By Hadi Fornaji.
Tunis, 30 June 2017:
Dutch plans to restore its diplomatic presence in Tripoli are limited for the time being to having a single diplomat there rather than reopening the full embassy, as was earlier suggested.
A full-fledged embassy is “still too early” given the current circumstances, Dutch foreign minister Bert Koenders has said.
“But this is an important first step to being represented at diplomatic level again in Tripoli,” he added last night.
The Netherlands needed to maintain a diplomatic presence in the Libyan capital “to be able to follow the complex situation properly, to have better contact with the Libyan authorities and to better guide our support programmes to the country,” he was quoted saying in a statement from the foreign ministry.
In particular, The Netherlands wanted to kept fully aware of what was happening in relation to human trafficking.
“The continuing instability in Libya, on the southern border of the European Union, also has far-reaching consequences for us, such as the large flow of migrants,” Koenders stated.
The decision to have a diplomatic presence in Tripoli, albeit just one person, followed his working dinner last night in The Hague with Presidency Council head Faiez Serraj and his foreign minister Mohamed Siala, who have been on a two-day visit to The Netherlands.
People smuggling was one of the issues talked about during the dinner and within that context, further Dutch support for the Libyan Coast Guard in terms of training and resources was also discussed.
Earlier in the day, the Libyan delegation met with a number of Dutch companies and visited the port of Rotterdam.
The Dutch Embassy in downtown Tripoli was closed at the end of July 2014. Since then, the ambassador and other staff have been operating out of the Dutch embassy in Tunis.

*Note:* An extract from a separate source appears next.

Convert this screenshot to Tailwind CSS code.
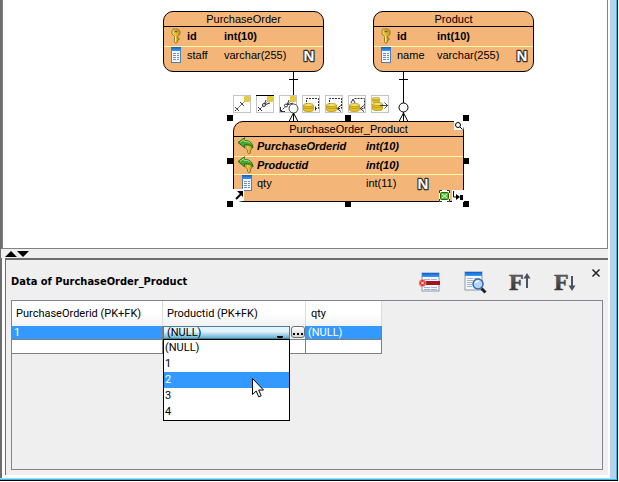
<!DOCTYPE html>
<html lang="en">

<head>
    <meta charset="UTF-8">
    <meta name="viewport" content="width=device-width, initial-scale=1.0">
    <title>Data of PurchaseOrder_Product</title>
    <script src="https://cdn.jsdelivr.net/npm/@tailwindcss/browser@4"></script>
</head>

<body class="bg-white font-['Roboto','Noto_Sans',sans-serif] text-[11px] leading-4 text-black">

    <!-- shared icons -->
    <svg class="absolute size-0">
        <defs>
            <linearGradient id="gold" x1="0" x2="1">
                <stop offset="0" stop-color="#f5e25a" />
                <stop offset="1" stop-color="#c4941a" />
            </linearGradient>
            <linearGradient id="blue" x1="0" x2="0" y1="0" y2="1">
                <stop offset="0" stop-color="#0a5fd0" />
                <stop offset="1" stop-color="#3f9cf5" />
            </linearGradient>
            <linearGradient id="dark" x1="0" x2="0" y1="0" y2="1">
                <stop offset="0" stop-color="#777" />
                <stop offset="1" stop-color="#222" />
            </linearGradient>
            <symbol id="key" viewBox="0 0 12 16">
                <path d="M3 1h5l2 2v3L8 8.500H7.500V10H9v2H7.500v2L6 15.500 4.500 14V8.500L2 6V3z" fill="url(#gold)" stroke="#8a6a1c" stroke-width=".8" />
                <path d="M4.500 3.500h3" stroke="#7a5a14" stroke-width="1.500" />
                <path d="M5.500 8v6" stroke="#fff29a" />
            </symbol>
            <symbol id="column" viewBox="0 0 12 16">
                <rect x="1.500" y=".5" width="9" height="15" fill="#f2f8ff" stroke="#5c7ca8" />
                <rect x="1" y="0" width="10" height="4" fill="url(#blue)" />
                <path d="M3 6.500h3M7 6.500h2M3 8.500h3M7 8.500h2M3 10.500h3M7 10.500h2M3 12.500h3M7 12.500h2" stroke="#6d8fc0" />
            </symbol>
            <symbol id="foreign" viewBox="0 0 18 17">
                <path d="M9 8h4l2 2v2l-1.500 1v3L12 17l-1.500-1.500V13L9 12z" fill="url(#gold)" stroke="#8a6a1c" stroke-width=".8" />
                <path d="M1 5.500 7.500.8v2.700c5 0 8 2 8.500 7.500-2-3-4.500-3.500-8.500-3.200v3z" fill="#45a52d" stroke="#2c6e1c" />
                <path d="M3 5.300 7 2.500v1.800c3 0 5 .5 6.500 2" fill="none" stroke="#a5e283" />
            </symbol>
            <symbol id="nullable" viewBox="0 0 14 16">
                <text x="7" y="13.500" text-anchor="middle" font-family="Liberation Sans" font-weight="bold" font-size="15"
                    fill="#fff" stroke="#333" stroke-width="2.500" stroke-linejoin="round" paint-order="stroke">N</text>
            </symbol>
            <symbol id="db" viewBox="0 0 10 9" preserveAspectRatio="none">
                <path d="M.5 2v5c0 2 9 2 9 0V2" fill="#e8c321" stroke="#a88a18" stroke-width=".7" />
                <ellipse cx="5" cy="2" rx="4.500" ry="1.500" fill="#f9e56c" stroke="#a88a18" stroke-width=".7" />
                <path d="M1 4.500c1 1.300 7 1.300 8 0" fill="none" stroke="#a88a18" stroke-width=".7" />
            </symbol>
        </defs>
    </svg>

    <!-- window frame -->
    <div class="h-screen pr-px pb-px">
        <div class="h-full bg-black pr-px pb-px">
            <div class="h-full bg-[#22c4ea] pr-px pb-px">
                <div class="h-full bg-[#b9d1ea] pr-1.5 pb-px">
                    <div class="flex h-full flex-col border-l-2 border-[#6d6d6d] bg-white pr-0.5 pb-[3px]">

                        <!-- diagram -->
                        <main class="relative h-[249px] shrink-0 overflow-hidden border-r border-b border-l border-[#828282] bg-white font-['Liberation_Sans',sans-serif]">

                            <section class="absolute top-[11px] left-40 h-[61px] w-[161px] rounded-[10px] border border-black bg-[#f4b579]">
                                <h2 class="h-[15px] border-b border-black text-center leading-[14px]">PurchaseOrder</h2>
                                <div class="flex h-5 items-center border-b border-[#ffffa0] pb-0.5 pl-1.5 font-bold">
                                    <svg class="h-4 w-3"><use href="#key" /></svg>
                                    <span class="ml-[5px] w-[37px]">id</span>
                                    <span>int(10)</span>
                                </div>
                                <div class="flex h-[17px] items-center pr-[7px] pb-0.5 pl-1.5">
                                    <svg class="h-4 w-3"><use href="#column" /></svg>
                                    <span class="ml-[5px] w-[37px]">staff</span>
                                    <span>varchar(255)</span>
                                    <svg class="ml-auto h-4 w-3.5"><use href="#nullable" /></svg>
                                </div>
                            </section>

                            <section class="absolute top-[11px] left-[370px] h-[61px] w-[161px] rounded-[10px] border border-black bg-[#f4b579]">
                                <h2 class="h-[15px] border-b border-black text-center leading-[14px]">Product</h2>
                                <div class="flex h-5 items-center border-b border-[#ffffa0] pb-0.5 pl-1.5 font-bold">
                                    <svg class="h-4 w-3"><use href="#key" /></svg>
                                    <span class="ml-[5px] w-10">id</span>
                                    <span>int(10)</span>
                                </div>
                                <div class="flex h-[17px] items-center pr-1 pb-0.5 pl-1.5">
                                    <svg class="h-4 w-3"><use href="#column" /></svg>
                                    <span class="ml-[5px] w-10">name</span>
                                    <span>varchar(255)</span>
                                    <svg class="ml-auto h-4 w-3.5"><use href="#nullable" /></svg>
                                </div>
                            </section>

                            <section class="absolute top-[121px] left-[230px] h-[81px] w-[231px] rounded-[10px] border border-black bg-[#f4b579]">
                                <h2 class="h-[15px] border-b border-black text-center leading-[14px]">PurchaseOrder_Product</h2>
                                <div class="flex h-5 items-center border-b border-[#ffffa0] pb-0.5 pl-[3px] font-bold italic">
                                    <svg class="h-[17px] w-[18px]"><use href="#foreign" /></svg>
                                    <span class="ml-0.5 w-[109px]">PurchaseOrderid</span>
                                    <span>int(10)</span>
                                </div>
                                <div class="flex h-[18px] items-center border-b border-[#ffffa0] pb-0.5 pl-[3px] font-bold italic">
                                    <svg class="h-[17px] w-[18px]"><use href="#foreign" /></svg>
                                    <span class="ml-0.5 w-[109px]">Productid</span>
                                    <span>int(10)</span>
                                </div>
                                <div class="flex h-[17px] items-center pr-[33px] pb-0.5 pl-[7px]">
                                    <svg class="h-4 w-3"><use href="#column" /></svg>
                                    <span class="ml-1 w-[109px]">qty</span>
                                    <span>int(11)</span>
                                    <svg class="ml-auto h-4 w-3.5"><use href="#nullable" /></svg>
                                </div>
                            </section>

                            <!-- resource icons above the selected entity -->
                            <div class="absolute top-[95px] left-[230px] flex gap-[5px]">
                                <svg class="size-[18px]" viewBox="0 0 18 18">
                                    <rect x=".5" y=".5" width="17" height="17" fill="#fff" stroke="#c4c4c4" />
                                    <path d="M2 16 13 5" stroke="#333" stroke-dasharray="2 1" />
                                    <path d="M2 12l4 4M7 7l4 4" stroke="#333" />
                                    <rect x="11" y="1" width="6" height="6" rx="1" fill="#e8c93a" />
                                </svg>
                                <svg class="size-[18px]" viewBox="0 0 18 18">
                                    <rect x=".5" y=".5" width="17" height="17" fill="#fff" stroke="#c4c4c4" />
                                    <path d="M0 .5h18" stroke="#000" />
                                    <path d="M2 16 13 5" stroke="#333" stroke-dasharray="2 1" />
                                    <path d="M2 12l4 4M8 10l2-5M8 10l6-2" stroke="#333" />
                                    <circle cx="8" cy="10" r="1.500" fill="#fff" stroke="#333" />
                                    <rect x="11" y="1" width="6" height="6" rx="1" fill="#e8c93a" />
                                </svg>
                                <svg class="size-[18px]" viewBox="0 0 18 18">
                                    <rect x=".5" y=".5" width="17" height="17" fill="#fff" stroke="#c4c4c4" />
                                    <path d="M2 16 13 5" stroke="#333" stroke-dasharray="2 1" />
                                    <path d="M1.500 12v4.500H6M8 10l2-5M8 10l6-2" fill="none" stroke="#333" />
                                    <circle cx="7" cy="10.500" r="1.500" fill="#fff" stroke="#333" />
                                    <rect x="11" y="1" width="6" height="6" rx="1" fill="#e8c93a" />
                                </svg>
                                <svg class="size-[18px]" viewBox="0 0 18 18">
                                    <rect x=".5" y=".5" width="17" height="17" fill="#fff" stroke="#c4c4c4" />
                                    <path d="M4.500 10V3.500h12v10H12" fill="none" stroke="#333" stroke-dasharray="2 1" />
                                    <path d="M13.500 11.500v4" stroke="#333" />
                                    <use href="#db" x="1" y="8" width="11" height="9" />
                                </svg>
                                <svg class="size-[18px]" viewBox="0 0 18 18">
                                    <rect x=".5" y=".5" width="17" height="17" fill="#fff" stroke="#c4c4c4" />
                                    <path d="M4.500 10V3.500h12v10H12" fill="none" stroke="#333" stroke-dasharray="2 1" />
                                    <path d="M12 13.500l4-3M12 13.500l4 3" stroke="#333" />
                                    <use href="#db" x="1" y="8" width="11" height="9" />
                                </svg>
                                <svg class="size-[18px]" viewBox="0 0 18 18">
                                    <rect x=".5" y=".5" width="17" height="17" fill="#fff" stroke="#c4c4c4" />
                                    <path d="M6.500 3.500h10v10H12" fill="none" stroke="#333" stroke-dasharray="2 1" />
                                    <path d="M3 8l2-4 2 4M12 13.500l4-3M12 13.500l4 3" fill="none" stroke="#333" />
                                    <use href="#db" x="1" y="8" width="11" height="9" />
                                </svg>
                                <svg class="size-[18px]" viewBox="0 0 18 18">
                                    <rect x=".5" y=".5" width="17" height="17" fill="#fff" stroke="#c4c4c4" />
                                    <use href="#db" x="1" y="2" width="8" height="6" />
                                    <use href="#db" x="1" y="7" width="11" height="9" />
                                    <path d="M9 10.500h8M13.500 7.500l3 3-3 3" fill="none" stroke="#444" />
                                </svg>
                            </div>

                            <!-- relationships -->
                            <svg class="absolute top-[72px] left-[280px] h-[50px] w-[130px]" viewBox="0 0 130 50" fill="none" stroke="#000">
                                <path d="M10.500 0v23M6 7.500h9" />
                                <circle cx="10.500" cy="36.500" r="4.500" fill="#fff" fill-opacity=".7" stroke="#444" />
                                <path d="M10.500 41v8M10.500 41l-4.500 8.500M10.500 41l4.500 8.500" />
                                <path d="M120.500 0v31M116 7.500h9" />
                                <circle cx="120.500" cy="35.500" r="4.500" fill="#fff" />
                                <path d="M120.500 40v9M120.500 41l-4.500 8.500M120.500 41l4.500 8.500" />
                            </svg>

                            <!-- selection handles -->
                            <svg class="absolute top-[115px] left-[222px] h-[92px] w-[244px]" viewBox="0 0 244 92">
                                <path d="M2 0h6v6H2zM120 0h6v6h-6zM238 0h6v6h-6z" />
                                <path d="M2 43h6v6H2zM238 43h6v6h-6z" />
                                <path d="M2 86h6v6H2zM120 86h6v6h-6zM238 86h6v6h-6z" />
                            </svg>

                            <svg class="absolute top-[121px] left-[451px] size-[9px]" viewBox="0 0 9 9">
                                <path d="M0 0h9v9H0z" fill="#fff" />
                                <circle cx="4" cy="4" r="2.500" fill="none" stroke="#000" />
                                <path d="M6 6l2.500 2.500" stroke="#000" />
                            </svg>
                            <svg class="absolute top-[189px] left-[230px] size-3" viewBox="0 0 12 12">
                                <path d="M0 0h11v12H0z" fill="#fff" />
                                <path d="M3 10 8 5" stroke="#000" stroke-width="2" />
                                <path d="M4 2h6v6z" />
                            </svg>
                            <svg class="absolute top-[190px] left-[435px] h-3 w-[26px]" viewBox="0 0 26 12">
                                <path d="M1 0h11v12H1zM14 0h12v12H14z" fill="#fff" />
                                <path d="M1.500 3V.5H4M9 .5h2.500V3M1.500 9v2.500H4M9 11.500h2.500V9" fill="none" stroke="#333" />
                                <rect x="2.500" y="2.500" width="8" height="7" rx="1" fill="#5dbb3c" stroke="#1f6b12" />
                                <path d="M4 4l5 4M9 4 4 8" stroke="#d9ffc9" />
                                <path d="M15.500 1v6H20" fill="none" stroke="#000" />
                                <path d="M18 4l4 3-4 3z" />
                                <path d="M22 5h3v5h-3z" />
                            </svg>
                        </main>

                        <!-- splitter -->
                        <div class="-ml-px flex h-[9px] shrink-0 items-center bg-[#efefef] pl-1">
                            <svg class="h-1.5 w-6" viewBox="0 0 24 6">
                                <path d="M0 6 6 0l6 6zM12 0h12l-6 6z" />
                            </svg>
                        </div>

                        <!-- data panel -->
                        <section class="ml-[3px] flex min-h-0 flex-1 flex-col border-t-2 border-l border-[#6d6d6d] bg-[#efefef] px-[5px] pb-[5px]">
                            <header class="flex h-10 shrink-0 items-center">
                                <h1 class="pt-1 font-['DejaVu_Sans_Condensed','DejaVu_Sans',sans-serif] font-bold">Data of PurchaseOrder_Product</h1>
                                <div class="ml-auto flex gap-[21px] pt-1">
                                    <button type="button" aria-label="Delete row" class="size-6">
                                        <svg viewBox="0 0 24 24">
                                            <rect x="4" y="3" width="17" height="18" fill="#f4f8fd" stroke="#8b99aa" />
                                            <path d="M4 3h17v4H4z" fill="url(#blue)" />
                                            <path d="M6 9.500h6M13 9.500h6M6 17.500h6M13 17.500h6M6 19.500h6M13 19.500h6" stroke="#9fb6d6" />
                                            <path d="M6 11h16v4H6z" fill="#a3151a" />
                                            <circle cx="4.500" cy="13" r="3.500" fill="#d9362f" stroke="#f4a6a0" stroke-width=".7" />
                                            <path d="M3 11.500l3 3M6 11.500l-3 3" stroke="#fff" />
                                        </svg>
                                    </button>
                                    <button type="button" aria-label="Find" class="size-6">
                                        <svg viewBox="0 0 24 24">
                                            <rect x="2" y="2" width="17" height="18" fill="#f4f8fd" stroke="#8b99aa" />
                                            <path d="M2 2h17v4H2z" fill="url(#blue)" />
                                            <path d="M4 8.500h6M11 8.500h6M4 10.500h6M4 12.500h5M4 14.500h5M4 16.500h5" stroke="#9fb6d6" />
                                            <path d="M18.500 18.500 22.500 22.500" stroke="#222" stroke-width="3" />
                                            <circle cx="15" cy="14" r="5" fill="#b5d6fb" stroke="#3565b5" stroke-width="1.500" />
                                            <path d="M12.500 13c.5-1.500 2-2 3.500-1.800" fill="none" stroke="#fff" stroke-width="1.500" />
                                        </svg>
                                    </button>
                                    <button type="button" aria-label="Previous font size" class="size-6">
                                        <svg viewBox="0 0 24 24">
                                            <text x="1" y="20" font-family="Liberation Serif" font-weight="bold" font-size="24" fill="url(#dark)" stroke="#444" stroke-width=".5">F</text>
                                            <path d="M19 18V7" stroke="#4b5361" stroke-width="2" />
                                            <path d="M15.500 8.500 19 3l3.500 5.500z" fill="#4b5361" />
                                        </svg>
                                    </button>
                                    <button type="button" aria-label="Next font size" class="size-6">
                                        <svg viewBox="0 0 24 24">
                                            <text x="1" y="20" font-family="Liberation Serif" font-weight="bold" font-size="24" fill="url(#dark)" stroke="#444" stroke-width=".5">F</text>
                                            <path d="M19 6v11" stroke="#4b5361" stroke-width="2" />
                                            <path d="M15.500 15.500 19 21l3.500-5.500z" fill="#4b5361" />
                                        </svg>
                                    </button>
                                </div>
                                <button type="button" aria-label="Close" class="mt-2 mr-0.5 ml-3.5 size-2.5 self-start">
                                    <svg viewBox="0 0 10 10">
                                        <path d="M1.500 1.500l7 7M8.500 1.500l-7 7" stroke="#222" stroke-width="1.500" />
                                    </svg>
                                </button>
                            </header>

                            <div class="relative flex-1 border border-[#84848c]">
                                <table class="w-[370px] table-fixed border-separate border-spacing-0 text-left">
                                    <thead>
                                        <tr class="h-[25px] bg-linear-to-b from-white from-50% to-[#f1f2f4]">
                                            <th class="w-[151px] border-r border-[#dcdcdc] pl-1 font-normal">PurchaseOrderid (PK+FK)</th>
                                            <th class="w-[143px] border-r border-[#dcdcdc] pl-1 font-normal">Productid (PK+FK)</th>
                                            <th class="w-[76px] border-r border-[#dcdcdc] pl-[5px] font-normal">qty</th>
                                        </tr>
                                    </thead>
                                    <tbody class="leading-[13px]">
                                        <tr class="h-3.5 bg-[#3399ff] text-white">
                                            <td class="h-3.5 border-r border-b border-[#808080] p-0 pl-0.5">1</td>
                                            <td class="h-3.5 border-r border-b border-[#808080] bg-[#efefef] p-0">
                                                <div class="flex h-[13px]">
                                                    <select aria-label="Productid" class="h-[13px] w-[127px] appearance-none border border-[#4a7f9c] bg-linear-to-b from-[#e4f3fb] from-40% to-[#5fb1d6] pl-[3px] leading-[11px] text-black">
                                                        <option>(NULL)</option>
                                                        <option>1</option>
                                                        <option>2</option>
                                                        <option>3</option>
                                                        <option>4</option>
                                                    </select>
                                                    <button type="button" aria-label="Browse" class="ml-px flex h-[12px] w-3.5 items-end justify-center rounded-[3px] border border-[#707070] bg-linear-to-b from-white to-[#d4d4d4] pb-0.5">
                                                        <svg class="h-0.5 w-2.5" viewBox="0 0 10 2">
                                                            <path d="M0 0h2v2H0zM4 0h2v2H4zM8 0h2v2H8z" />
                                                        </svg>
                                                    </button>
                                                </div>
                                            </td>
                                            <td class="h-3.5 border-r border-b border-[#808080] p-0 pl-0.5">(NULL)</td>
                                        </tr>
                                        <tr class="h-3.5 bg-white">
                                            <td class="h-3.5 border-r border-b border-[#808080]"></td>
                                            <td class="h-3.5 border-r border-b border-[#808080]"></td>
                                            <td class="h-3.5 border-r border-b border-[#808080]"></td>
                                        </tr>
                                    </tbody>
                                </table>

                                <!-- arrow of the combo, cut off by the row height -->
                                <svg class="absolute top-[35px] left-[265px] h-0.5 w-1.5" viewBox="0 0 6 2"><path d="M0 0h6v1L5 2H1L0 1z" /></svg>

                                <!-- open list -->
                                <ul role="listbox" aria-label="Productid" class="absolute top-[38px] left-[151px] w-[127px] border border-black bg-white">
                                    <li role="option" class="h-4 pl-px">(NULL)</li>
                                    <li role="option" class="h-4 pl-px">1</li>
                                    <li role="option" aria-selected="true" class="h-4 bg-[#3399ff] pl-px text-white">2</li>
                                    <li role="option" class="h-4 pl-px">3</li>
                                    <li role="option" class="h-4 pl-px">4</li>
                                </ul>
                                <svg class="absolute top-[77px] left-60 h-5 w-3" viewBox="0 0 12 20">
                                    <path d="M.5.5v16l3.700-3.500 2.500 5.800 2.500-1L6.700 12h4.800z" fill="#fff" stroke="#000" />
                                </svg>
                            </div>
                        </section>
                    </div>
                </div>
            </div>
        </div>
    </div>
</body>

</html>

Apart from the security reasons for not reopening a full mission, the Dutch minister also admitted there was not enough money in the budget because of constant annual cuts in funding for embassies abroad. “It is high time that after many years of shrinkage it is invested again in our diplomatic strength,”Koenders said.
The Netherlands becomes a member of the UN Security Council at the end of the year.